Struktura narracji Revolvera jest karkołomną próbą naśladowania logiki tej skomplikowanej gry, ze wszystkimi jej najwymyślniejszymi gambitami, przez co bardziej od gangsterskiej hucpy Przekrętu przypomina Trona Stevena Lisbergera, kultowy film o programiście uwięzionym w grze komputerowej. Efekt? Może go docenić chyba jedynie Anatolij Karpow, skoro nawet Brytyjczycy bezskutecznie wysyłają zgłoszenia do prasy, bezustannie rozpisującej konkursy na odczytanie sensu nowego obrazu ich wybitnego reżysera. Drogi wyjścia z narracyjnej matni nie pomaga znaleźć również lektura wywiadów z reżyserem. “To film o ostatecznym uwolnieniu się, o tych wszystkich nieprawdopodobnych środkach, jakie bohater musi przedsięwziąć, by wyzwolić się z własnego więzienia” – tłumaczy Ritchie. Przy czym słówko “nieprawdopodobne” zdaje się tu w sposób niezamierzony trafnym i krytycznym komentarzem do kwiecistego stylu Revolvera. Jason Statham do spółki z Rayem Liottą co rusz serwują nam tu pseudohamletowskie monologi, które kończą się refrenem “Ja jestem tobą, ale ty nie jesteś mną” (a może odwrotnie?).

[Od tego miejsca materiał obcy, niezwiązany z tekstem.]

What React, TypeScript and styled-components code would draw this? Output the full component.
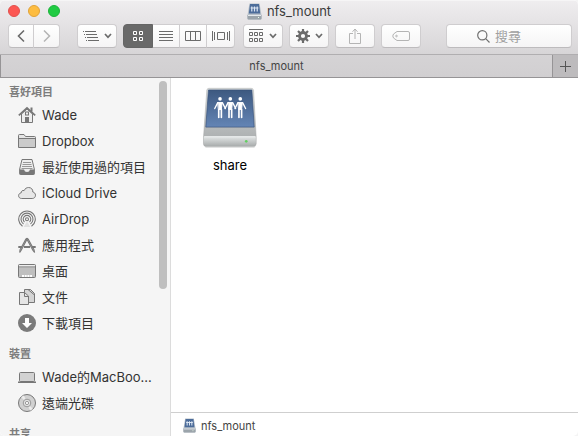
import React from "react";
import styled, { createGlobalStyle, css } from "styled-components";

const GlobalStyle = createGlobalStyle`
  * { box-sizing: border-box; }
  body {
    margin: 0;
    background: #f4f4f4;
    font-family: Inter, "Noto Sans CJK TC", sans-serif;
    font-size: 13px;
    color: #333;
  }
  button, input { font: inherit; color: inherit; }
  svg { display: block; flex: none; }
`;

const Window = styled.div`
  display: flex;
  flex-direction: column;
  height: 100vh;
  overflow: hidden;
  border-radius: 5px;
  background: #fff;
`;

const Chrome = styled.header`
  flex: none;
  height: 55px;
  background: linear-gradient(#efedef, #d7d5d7);
  border-top: 1px solid #f6f5f6;
  border-bottom: 1px solid #b0aeb0;
`;

const TitleBar = styled.div`
  display: grid;
  grid-template-columns: 1fr auto 1fr;
  align-items: center;
  height: 20px;
  padding: 0 8px;
`;

const Lights = styled.div`
  display: flex;
  gap: 8px;
`;

const Light = styled.button<{ $fill: string; $edge: string }>`
  width: 12px;
  height: 12px;
  padding: 0;
  border-radius: 50%;
  background: ${(p) => p.$fill};
  border: 1px solid ${(p) => p.$edge};
`;

const Title = styled.h1`
  display: flex;
  align-items: center;
  gap: 5px;
  margin: 0;
  font-size: 13px;
  font-weight: 400;
  line-height: 20px;
  color: #3c3c3c;
`;

const Toolbar = styled.div`
  display: flex;
  align-items: center;
  gap: 6px;
  padding: 3px 6px 0 8px;
`;

const Group = styled.div<{ $after: number }>`
  display: flex;
  margin-right: ${(p) => p.$after}px;
`;

const control = css`
  height: 24px;
  background: linear-gradient(#fff, #f5f4f5);
  border: 1px solid #cfcdcf;
  border-bottom-color: #bdbbbd;
  border-radius: 4px;
`;

const ToolButton = styled.button<{ $width: number; $active?: boolean; $join?: "start" | "middle" | "end" }>`
  ${control}
  display: flex;
  align-items: center;
  justify-content: center;
  gap: 5px;
  flex: none;
  width: ${(p) => p.$width}px;
  padding: 0;
  color: #6b6b6b;
  &:disabled { color: #b4b4b4; }
  ${(p) => p.$join === "start" && css`border-radius: 4px 0 0 4px;`}
  ${(p) => p.$join === "middle" && css`border-radius: 0; border-left-width: 0;`}
  ${(p) => p.$join === "end" && css`border-radius: 0 4px 4px 0; border-left-width: 0;`}
  ${(p) => p.$active && css`background: #696969; border-color: #656565; color: #fff;`}
`;

const Search = styled.label`
  ${control}
  display: flex;
  align-items: center;
  gap: 5px;
  width: 126px;
  margin-left: auto;
  padding-left: 30px;
  color: #707070;
`;

const SearchInput = styled.input`
  flex: 1;
  min-width: 0;
  height: 20px;
  padding: 0;
  border: 0;
  outline: 0;
  background: none;
  line-height: 20px;
  &::placeholder { color: #a0a0a0; opacity: 1; }
`;

const TabBar = styled.div`
  display: flex;
  flex: none;
  height: 23px;
  border-bottom: 1px solid #969496;
  border-left: 1px solid #969496;
`;

const Tab = styled.button`
  flex: 1;
  padding: 0;
  border: 0;
  background: linear-gradient(#d5d3d5, #d1cfd1);
  color: #444;
  font-size: 11px;
`;

const AddTab = styled.button`
  display: grid;
  place-items: center;
  width: 26px;
  padding: 0;
  border: 0;
  border-left: 1px solid #969496;
  background: #bdbbbd;
  color: #555;
`;

const Body = styled.div`
  display: flex;
  flex: 1;
  min-height: 0;
`;

const Sidebar = styled.nav`
  position: relative;
  flex: none;
  width: 171px;
  overflow: hidden;
  background: #f5f5f5;
  border-right: 1px solid #dcdcdc;
`;

const Section = styled.section`
  & + & { margin-top: 4px; }
`;

const SectionTitle = styled.h2`
  height: 24px;
  margin: 0;
  padding: 2px 0 0 9px;
  font-size: 11px;
  font-weight: 700;
  line-height: 24px;
  color: #7d7d7d;
`;

const List = styled.ul`
  margin: 0;
  padding: 0;
  list-style: none;
`;

const Place = styled.a`
  display: flex;
  align-items: center;
  gap: 6px;
  height: 26px;
  padding: 0 18px;
  line-height: 26px;
  color: #333;
  text-decoration: none;
  white-space: nowrap;
`;

const ScrollThumb = styled.div`
  position: absolute;
  top: 3px;
  right: 3px;
  width: 8px;
  height: 58%;
  border-radius: 4px;
  background: #bfbfbf;
`;

const Main = styled.main`
  display: flex;
  flex-direction: column;
  flex: 1;
  min-width: 0;
`;

const Files = styled.div`
  display: flex;
  flex-wrap: wrap;
  align-content: flex-start;
  flex: 1;
  padding-top: 9px;
`;

const FileItem = styled.a`
  display: flex;
  flex-direction: column;
  align-items: center;
  gap: 8px;
  width: 118px;
  line-height: 18px;
  color: #000;
  text-decoration: none;
`;

const PathBar = styled.footer`
  display: flex;
  align-items: center;
  gap: 5px;
  flex: none;
  height: 24px;
  padding: 2px 12px 0;
  border-top: 1px solid #cfcfcf;
  font-size: 11px;
  color: #444;
`;

const ShareDrive = () => (
  <svg width="56" height="61" viewBox="36 24 168 184" aria-hidden="true">
    <defs>
      <linearGradient id="shell" x2="0" y2="1"><stop stopColor="#d8dcdc" /><stop offset="1" stopColor="#a6a9aa" /></linearGradient>
      <linearGradient id="face" x2="0" y2="1"><stop stopColor="#e2e5e5" /><stop offset="1" stopColor="#a9adad" /></linearGradient>
      <linearGradient id="panel" x2="0" y2="1"><stop stopColor="#3d5980" /><stop offset="1" stopColor="#6485b5" /></linearGradient>
    </defs>
    <rect x="44" y="198" width="152" height="9" rx="4" fill="#d9dada" />
    <path d="M56 28H184Q190 28 191 34L199 176V195Q199 203 191 203H48Q40 203 40 195V176L50 34Q51 28 56 28Z" fill="url(#shell)" stroke="#a9adad" strokeWidth="1.5" />
    <path d="M55 33H186L193 145H47Z" fill="url(#panel)" stroke="#36517a" strokeWidth="2" />
    <path d="M41 174H198V193Q198 202 190 202H49Q41 202 41 193Z" fill="url(#face)" />
    <path d="M42 174H197" stroke="#f1f3f3" strokeWidth="3" />
    <circle cx="169" cy="188" r="4" fill="#63cf62" />
    {[90, 121, 151].map((x) => (
      <g key={x} fill="#fff" stroke="#fff" strokeLinecap="round" strokeLinejoin="round">
        <circle cx={x} cy="60" r="5.5" stroke="none" />
        <path d={`M${x - 6} 71H${x + 6}L${x + 4} 92H${x - 4}Z`} strokeWidth="3" />
        <path d={`M${x - 7} 71L${x - 16} 89M${x + 7} 71L${x + 16} 89`} strokeWidth="4" />
        <path d={`M${x - 4} 92V116M${x + 4} 92V116`} strokeWidth="5" />
      </g>
    ))}
  </svg>
);

const SmallDrive = ({ size }: { size: number }) => (
  <svg width={size} height={size + 2} viewBox="0 0 15 17" aria-hidden="true">
    <path d="M2.5.5H12.5L14.5 12V15.5Q14.5 16.5 13.5 16.5H1.5Q.5 16.5.5 15.5V12Z" fill="#b6bfc8" />
    <path d="M3 1H12L13.2 10.5H1.8Z" fill="#4c6c9a" />
    <path d="M4.8 3.5V8.5M7.5 3.5V8.5M10.2 3.5V8.5M3.6 5H11.4" stroke="#dce6f3" strokeWidth="1.2" />
    <path d="M.5 12H14.5V15.5Q14.5 16.5 13.5 16.5H1.5Q.5 16.5.5 15.5Z" fill="#9ba4ab" />
    <path d="M1 12.5H14" stroke="#e4e9ed" />
    <path d="M11 14.5h1" stroke="#eaffea" />
  </svg>
);

const Line = ({ w, h, children, width = 1 }: { w: number; h: number; width?: number; children: React.ReactNode }) => (
  <svg width={w} height={h} viewBox={`0 0 ${w} ${h}`} fill="none" stroke="currentColor" strokeWidth={width} aria-hidden="true">
    {children}
  </svg>
);

const Caret = () => <Line w={8} h={6} width={1.7}><path d="M1 1L4 4.3L7 1" /></Line>;

const gray = "#777";
const fillGray = "#cbcbcb";

const placeIcons: Record<string, React.ReactNode> = {
  home: (
    <>
      <path d="M3.5 8V16.5H14.5V8L9 3Z" fill="#eee" stroke={gray} />
      <path d="M.8 9.3L9 1.8L17.2 9.3" stroke={gray} strokeWidth="1.7" />
      <path d="M13.5 1.5V5.5" stroke={gray} strokeWidth="2" />
      <rect x="7.5" y="6" width="3" height="3" stroke={gray} />
      <path d="M7 11H11V17H7Z" fill={gray} />
    </>
  ),
  folder: (
    <>
      <path d="M.5 15.5V3.5Q.5 2.5 1.5 2.5H6L7.5 4.5H16.5Q17.5 4.5 17.5 5.5V15.5Z" fill="#e4e4e4" stroke={gray} />
      <path d="M1 7H17V15H1Z" fill={fillGray} />
      <path d="M1 6.5H17" stroke={gray} />
    </>
  ),
  recent: (
    <>
      <path d="M4 1.5H14L16.3 11V15.5Q16.3 16.5 15.3 16.5H2.7Q1.7 16.5 1.7 15.5V11Z" fill="#eee" stroke={gray} />
      <path d="M5 4.5H13M4.5 6.5H13.5M4 8.5H14M3.5 10.5H14.5" stroke="#999" />
      <path d="M1.5 11.5H6Q6.5 14 9 14T12 11.5H16.5V16.5H1.5Z" fill={gray} />
    </>
  ),
  cloud: <path d="M3.7 14.5C1.6 14.5.6 13.2.6 11.7C.6 10 1.9 9 3.1 9C2.9 7.2 4.6 6 6.1 6.6C7 4.5 8.7 3.5 10.6 3.5C13.2 3.5 15 5.4 14.8 8C16.4 8.3 17.5 9.6 17.5 11.2C17.5 13.2 16.1 14.5 14.2 14.5Z" fill="#e7e7e7" stroke={gray} />,
  airdrop: (
    <g stroke={gray} strokeWidth="1.1">
      <path d="M4.5 16.2A8.3 8.3 0 1 1 13.5 16.2" />
      <path d="M5.5 14A6 6 0 1 1 12.5 14" />
      <path d="M6.5 12A3.8 3.8 0 1 1 11.5 12" />
      <circle cx="9" cy="9.3" r="1.5" />
      <path d="M9 11.5L5.6 17H12.4Z" fill="#e0e0e0" stroke="none" />
    </g>
  ),
  apps: (
    <g stroke={gray}>
      <path d="M9.7 2L3.2 14.2L1.7 16.5L2 13.8L8 2.7" strokeWidth="1.1" />
      <path d="M8.2 2L15 14.5L16.6 16.5L16 13.8L10 2.7" strokeWidth="1.1" />
      <path d="M.3 11H4M6 11H12M14 11H17.7" strokeWidth="2" />
    </g>
  ),
  desktop: (
    <>
      <rect x=".5" y="2.5" width="17" height="13" rx="1" fill="#bfbfbf" stroke={gray} />
      <path d="M1 3.5H17" stroke="#eee" />
      <path d="M1 5H17" stroke="#999" />
      <path d="M4 14H14" stroke="#fff" strokeWidth="2" strokeDasharray="2 .7" />
    </>
  ),
  docs: (
    <>
      <path d="M6.5 1.5H12.5L16.5 5.5V14.5H6.5Z" fill="#d5d5d5" stroke={gray} />
      <path d="M10 1.5L16.5 7" stroke={gray} />
      <path d="M1.5 4.5H6.5L10.5 8V16.5H1.5Z" fill="#e5e5e5" stroke={gray} />
      <path d="M6.5 4.5V8.5H10.5" stroke={gray} />
    </>
  ),
  downloads: (
    <>
      <circle cx="9" cy="9" r="9" fill="#7b7b7b" />
      <path d="M7 4H11V9H14L9 14L4 9H7Z" fill="#fff" />
    </>
  ),
  laptop: (
    <>
      <rect x="1.5" y="4.5" width="15" height="9" rx="1" fill="#d2d2d2" stroke={gray} />
      <path d="M0 14.3H18" stroke={gray} strokeWidth="1.5" />
    </>
  ),
  disc: (
    <>
      <circle cx="9" cy="9" r="8.5" fill="#d0d0d0" stroke={gray} />
      <path d="M9 9L3 3L6 1.4ZM9 9L15 15L12 16.6Z" fill="#ececec" />
      <circle cx="9" cy="9" r="3.8" fill="#e2e2e2" stroke="#999" />
      <circle cx="9" cy="9" r="1.6" fill="#fff" stroke="#999" />
    </>
  ),
};

const sections = [
  {
    title: "喜好項目",
    places: [
      ["home", "Wade"],
      ["folder", "Dropbox"],
      ["recent", "最近使用過的項目"],
      ["cloud", "iCloud Drive"],
      ["airdrop", "AirDrop"],
      ["apps", "應用程式"],
      ["desktop", "桌面"],
      ["docs", "文件"],
      ["downloads", "下載項目"],
    ],
  },
  { title: "裝置", places: [["laptop", "Wade的MacBoo..."], ["disc", "遠端光碟"]] },
  { title: "共享", places: [] },
];

export default function App() {
  return (
    <Window>
      <GlobalStyle />
      <Chrome>
        <TitleBar>
          <Lights>
            <Light $fill="#fc5753" $edge="#e1504d" aria-label="Close" />
            <Light $fill="#fdbc40" $edge="#e0a238" aria-label="Minimize" />
            <Light $fill="#20cb43" $edge="#1cb33b" aria-label="Zoom" />
          </Lights>
          <Title><SmallDrive size={15} />nfs_mount</Title>
        </TitleBar>
        <Toolbar>
          <Group $after={11}>
            <ToolButton $width={26} $join="start" aria-label="Back">
              <Line w={8} h={14} width={1.6}><path d="M7 1.5L1.5 7L7 12.5" /></Line>
            </ToolButton>
            <ToolButton $width={26} $join="end" disabled aria-label="Forward">
              <Line w={8} h={14} width={1.5}><path d="M1 1.5L6.5 7L1 12.5" /></Line>
            </ToolButton>
          </Group>
          <ToolButton $width={40} aria-label="Outline">
            <Line w={16} h={12}><path d="M0 1.5H1M2 1.5H13M1 4.5H2M3 4.5H14M2 7.5H3M4 7.5H15M3 10.5H4M5 10.5H16" /></Line>
            <Caret />
          </ToolButton>
          <Group $after={2}>
            <ToolButton $width={30} $join="start" $active aria-label="Icon view" aria-pressed>
              <Line w={10} h={10}><path d="M.5.5H3.5V3.5H.5ZM6.5.5H9.5V3.5H6.5ZM.5 6.5H3.5V9.5H.5ZM6.5 6.5H9.5V9.5H6.5Z" /></Line>
            </ToolButton>
            <ToolButton $width={27} $join="middle" aria-label="List view">
              <Line w={14} h={10}><path d="M0 .5H14M0 3.5H14M0 6.5H14M0 9.5H14" /></Line>
            </ToolButton>
            <ToolButton $width={27} $join="middle" aria-label="Column view">
              <Line w={16} h={10}><path d="M.5.5H15.5V9.5H.5ZM5.5 0V10M10.5 0V10" /></Line>
            </ToolButton>
            <ToolButton $width={28} $join="end" aria-label="Gallery view">
              <Line w={18} h={10}><path d="M.5 0V10M2.5 1V9M5.5 1.5H12.5V8.5H5.5ZM15.5 1V9M17.5 0V10" /></Line>
            </ToolButton>
          </Group>
          <ToolButton $width={40} aria-label="Arrange">
            <Line w={15} h={14}><path d="M0 .5H14M.5 3.5H3.5V6.5H.5ZM5.5 3.5H8.5V6.5H5.5ZM10.5 3.5H13.5V6.5H10.5ZM.5 9.5H3.5V12.5H.5ZM5.5 9.5H8.5V12.5H5.5ZM10.5 9.5H13.5V12.5H10.5Z" /></Line>
            <Caret />
          </ToolButton>
          <ToolButton $width={40} aria-label="Actions">
            <Line w={14} h={14} width={2.8}>
              <circle cx="7" cy="7" r="3.5" />
              <path d="M7 0V3M7 11V14M0 7H3M11 7H14M2 2L4.2 4.2M9.8 9.8L12 12M2 12L4.2 9.8M9.8 4.2L12 2" strokeWidth="2.2" />
            </Line>
            <Caret />
          </ToolButton>
          <ToolButton $width={40} disabled aria-label="Share">
            <Line w={12} h={16}><path d="M4 5.5H.5V15.5H11.5V5.5H8M6 11V1M3.5 3.8L6 1L8.5 3.8" /></Line>
          </ToolButton>
          <ToolButton $width={40} disabled aria-label="Tags">
            <Line w={18} h={10}><path d="M5 .5H16Q17.5.5 17.5 2V8Q17.5 9.5 16 9.5H5L1.5 7Q0 5 1.5 3Z" /><circle cx="4.5" cy="5" r=".8" /></Line>
          </ToolButton>
          <Search>
            <Line w={13} h={13} width={1.2}><circle cx="5.3" cy="5.3" r="4.6" /><path d="M8.7 8.7L12.5 12.5" /></Line>
            <SearchInput type="search" placeholder="搜尋" aria-label="搜尋" />
          </Search>
        </Toolbar>
      </Chrome>
      <TabBar>
        <Tab>nfs_mount</Tab>
        <AddTab aria-label="New tab"><Line w={11} h={11}><path d="M5.5 0V11M0 5.5H11" /></Line></AddTab>
      </TabBar>
      <Body>
        <Sidebar>
          {sections.map((s) => (
            <Section key={s.title}>
              <SectionTitle>{s.title}</SectionTitle>
              <List>
                {s.places.map(([icon, name]) => (
                  <li key={name}>
                    <Place href="#">
                      <svg width="18" height="18" viewBox="0 0 18 18" fill="none" aria-hidden="true">{placeIcons[icon]}</svg>
                      {name}
                    </Place>
                  </li>
                ))}
              </List>
            </Section>
          ))}
          <ScrollThumb />
        </Sidebar>
        <Main>
          <Files>
            <FileItem href="#"><ShareDrive />share</FileItem>
          </Files>
          <PathBar><SmallDrive size={13} />nfs_mount</PathBar>
        </Main>
      </Body>
    </Window>
  );
}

Chorobliwie symultaniczny montaż, który każe nam być w pięciu miejscach naraz, uniwersalizm przestrzeni filmowej, która mogłaby być równie dobrze obrazem naszych czasów, co późnych lat 50., bohaterowie, którzy mają poważne problemy z własną tożsamością – wszystkie te mocno przedobrzone zabiegi przyprawiają o zawrót głowy. A może wystarczyłoby tylko co nieco przemontować, jak często czyni ze swoimi filmami Wong Kar-wai? Z pewnością materiału wystarczyłoby na co najmniej trzy filmy, więc to wielka, naprawdę wielka szkoda, że zamiast opowieści skrzącej się od inteligentnych, ale nie przekombinowanych zwrotów akcji, otrzymaliśmy od Ritchiego taką sofistyczną łamigłówkę.
Revolver należy natomiast pochwalić za brawurowe zdjęcia i błyskotliwe kwestie dialogowe, z których wiele mogłoby być wspaniałymi aforyzmami, ale w takim nagromadzeniu przypominają bełkot kloszarda. Najnowsze dzieło męża Madonny zasługuje na miano rozczarowania roku i można być pewnym, że posypią się Złote Maliny. Jednak z szacunku do Brytyjczyka i przekonania (naiwnego?), że coś jednak w Revolverze siedzi, daję 2 gwiazdki, oczekując, że kiedyś jeszcze obejrzę go w innej, doskonalszej wersji.